___ Supplied material

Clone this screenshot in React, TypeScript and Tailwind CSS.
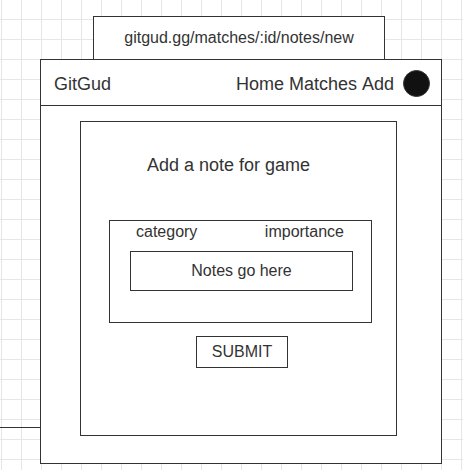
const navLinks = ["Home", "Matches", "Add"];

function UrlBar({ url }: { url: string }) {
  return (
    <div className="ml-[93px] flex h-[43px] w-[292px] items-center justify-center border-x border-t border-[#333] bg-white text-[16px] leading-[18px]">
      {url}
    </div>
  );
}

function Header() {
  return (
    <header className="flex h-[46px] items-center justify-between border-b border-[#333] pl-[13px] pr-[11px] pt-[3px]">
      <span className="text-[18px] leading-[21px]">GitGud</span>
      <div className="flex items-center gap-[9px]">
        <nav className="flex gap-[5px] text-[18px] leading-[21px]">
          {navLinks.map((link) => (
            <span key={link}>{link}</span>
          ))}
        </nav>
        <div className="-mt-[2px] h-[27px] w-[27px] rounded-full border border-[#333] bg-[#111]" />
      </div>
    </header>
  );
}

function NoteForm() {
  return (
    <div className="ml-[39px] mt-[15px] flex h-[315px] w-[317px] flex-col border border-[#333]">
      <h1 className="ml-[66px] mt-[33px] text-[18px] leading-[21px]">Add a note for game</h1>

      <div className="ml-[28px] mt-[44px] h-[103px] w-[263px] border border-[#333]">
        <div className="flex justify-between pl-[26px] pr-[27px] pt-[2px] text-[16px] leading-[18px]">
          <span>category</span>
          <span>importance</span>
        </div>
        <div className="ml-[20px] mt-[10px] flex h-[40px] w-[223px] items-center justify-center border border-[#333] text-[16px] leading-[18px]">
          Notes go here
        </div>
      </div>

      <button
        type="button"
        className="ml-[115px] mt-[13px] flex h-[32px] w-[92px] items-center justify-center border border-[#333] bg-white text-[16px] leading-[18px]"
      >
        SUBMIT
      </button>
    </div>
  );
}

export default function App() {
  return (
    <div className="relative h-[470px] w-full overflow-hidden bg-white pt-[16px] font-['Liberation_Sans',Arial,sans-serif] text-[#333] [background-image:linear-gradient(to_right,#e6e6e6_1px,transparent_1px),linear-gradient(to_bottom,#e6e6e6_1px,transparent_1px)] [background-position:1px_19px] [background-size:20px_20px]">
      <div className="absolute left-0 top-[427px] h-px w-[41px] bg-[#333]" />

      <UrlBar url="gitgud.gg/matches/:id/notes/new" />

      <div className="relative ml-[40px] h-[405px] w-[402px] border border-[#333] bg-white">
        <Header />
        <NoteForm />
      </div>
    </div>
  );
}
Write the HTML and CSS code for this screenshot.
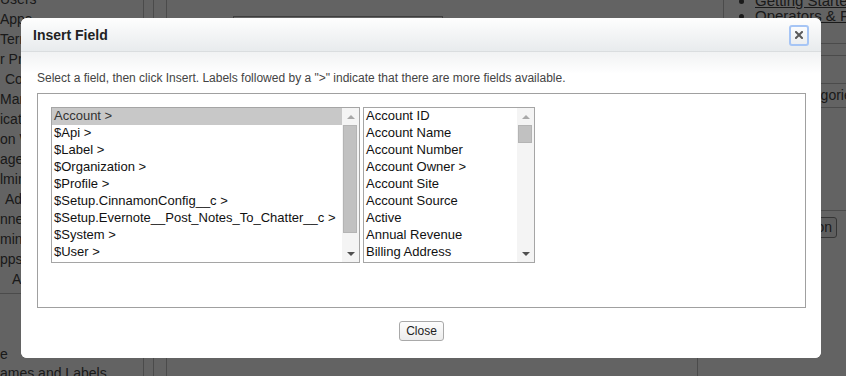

______

## Exercise goal
Output the lines above in full and exactly as given, omitting any pictures.

## Written response
Clone this screenshot in React, TypeScript and Tailwind CSS.
const navLinks = ["Home", "Matches", "Add"];

function UrlBar({ url }: { url: string }) {
  return (
    <div className="ml-[93px] flex h-[43px] w-[292px] items-center justify-center border-x border-t border-[#333] bg-white text-[16px] leading-[18px]">
      {url}
    </div>
  );
}

function Header() {
  return (
    <header className="flex h-[46px] items-center justify-between border-b border-[#333] pl-[13px] pr-[11px] pt-[3px]">
      <span className="text-[18px] leading-[21px]">GitGud</span>
      <div className="flex items-center gap-[9px]">
        <nav className="flex gap-[5px] text-[18px] leading-[21px]">
          {navLinks.map((link) => (
            <span key={link}>{link}</span>
          ))}
        </nav>
        <div className="-mt-[2px] h-[27px] w-[27px] rounded-full border border-[#333] bg-[#111]" />
      </div>
    </header>
  );
}

function NoteForm() {
  return (
    <div className="ml-[39px] mt-[15px] flex h-[315px] w-[317px] flex-col border border-[#333]">
      <h1 className="ml-[66px] mt-[33px] text-[18px] leading-[21px]">Add a note for game</h1>

      <div className="ml-[28px] mt-[44px] h-[103px] w-[263px] border border-[#333]">
        <div className="flex justify-between pl-[26px] pr-[27px] pt-[2px] text-[16px] leading-[18px]">
          <span>category</span>
          <span>importance</span>
        </div>
        <div className="ml-[20px] mt-[10px] flex h-[40px] w-[223px] items-center justify-center border border-[#333] text-[16px] leading-[18px]">
          Notes go here
        </div>
      </div>

      <button
        type="button"
        className="ml-[115px] mt-[13px] flex h-[32px] w-[92px] items-center justify-center border border-[#333] bg-white text-[16px] leading-[18px]"
      >
        SUBMIT
      </button>
    </div>
  );
}

export default function App() {
  return (
    <div className="relative h-[470px] w-full overflow-hidden bg-white pt-[16px] font-['Liberation_Sans',Arial,sans-serif] text-[#333] [background-image:linear-gradient(to_right,#e6e6e6_1px,transparent_1px),linear-gradient(to_bottom,#e6e6e6_1px,transparent_1px)] [background-position:1px_19px] [background-size:20px_20px]">
      <div className="absolute left-0 top-[427px] h-px w-[41px] bg-[#333]" />

      <UrlBar url="gitgud.gg/matches/:id/notes/new" />

      <div className="relative ml-[40px] h-[405px] w-[402px] border border-[#333] bg-white">
        <Header />
        <NoteForm />
      </div>
    </div>
  );
}
Write the HTML and CSS code for this screenshot.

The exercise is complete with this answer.